The study was led by the Jean Lamour Institute, a joint unit of France’s National Centre for Scientific Research (CNRS) and the University of Lorraine. Other contributors represent universities and institutes in France, Germany, Japan, China and the United States.  

Spintronic devices could replace conventional electronics

In spintronics, which has been used successfully in magnetic computer hard drives, information is represented by electron spin and, by its proxy, the direction of magnetization.

Ferromagnets, such as iron or cobalt, have an unequal number of electrons whose spins are oriented either along or against the magnetization axis. Electrons with spin along the magnetization travel smoothly across a ferromagnet, while those with opposite spin orientation are bounced around. This represents binary information, 0 and 1. 

The resulting change of the resistance is the key principle for spintronic devices, whose magnetic state, which can be considered as stored information, is maintained indefinitely. Just as a fridge magnet does not need power to remain stuck to the door, spintronic devices would require much less power than conventional electronics.

However, akin to taking a fish out of water, spin information is quickly lost and cannot travel far when electrons are taken out of the ferromagnet. This major limitation can be overcome by utilizing light through its circular polarization, also known as helicity, as another spin carrier. 

Just as humans centuries ago used carrier pigeons to transport written communication farther and faster than could be done on foot, the trick would be to transfer electron spin to photos, the quantum of light.

Spin-LEDs meet three criteria

The presence of spin-orbit coupling, which is also responsible for the spin information loss outside of the ferromagnet, makes such transfer possible. The crucial missing link is then to electrically modulate the magnetization and thereby change the helicity of the emitted light.

“The concept of spin-LEDs was initially proposed at the end of the last century. However, for the transition into a practical application, it must meet three crucial criteria: operation at room temperature, no need of magnetic field, and the ability for electrical control,” says the study’s corresponding author, Yuan Lu, senior CNRS researcher at the Jean Lamour Institute. “After more than 15 years of dedicated work in this field, our collaborative team has successfully conquered all obstacles.”

The researchers successfully switched the magnetization of a spin injector by an electrical pulse using the spin-orbit torque. The electron's spin is rapidly converted into information contained in the helicity of the emitted photons, enabling a seamless integration of magnetization dynamics with photonic technologies.

This electrically controlled spin-photon conversion is now achieved in the electroluminescence of light-emitting diodes. In the future, through the implementation in semiconductor laser diodes, so-called spin-lasers, this highly-efficient information encoding could pave the way for rapid communication over interplanetary distances since polarization of light can be conserved in space propagation, potentially making it the fastest mode of communication between Earth and Mars. 
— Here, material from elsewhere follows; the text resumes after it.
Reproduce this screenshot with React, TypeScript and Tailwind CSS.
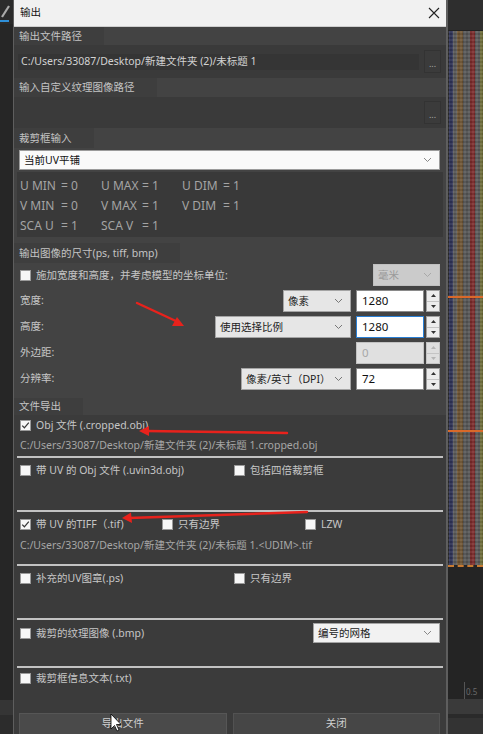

It will also greatly benefit the development of various advanced technologies on Earth, such as optical quantum communication and computation, neuromorphic computing for artificial intelligence, ultrafast and highly-efficient optical transmitters for data centers or Light-Fidelity (LiFi) applications. 

“The realization of spin-orbit-torque spin injectors is a decisive step that will greatly advance the development of ultrafast and energy-efficient spin-lasers for the next generation of optical communication and quantum technologies,” says co-author Nils Gerhardt, professor at the Chair of Photonics and Terahertz Technology at the Ruhr University in Bochum.   

"It is great to see spin-orbit-torque (SOT) materials that can be part of the enablers to demonstrate the first spin-laser. We are glad to be part of this large team to try out different SOT materials," saysco-author Jian-Ping Wang, Distinguished McKnight University professor and Robert Hartmann Chair in Electrical and Computer Engineering at the University of Minnesota.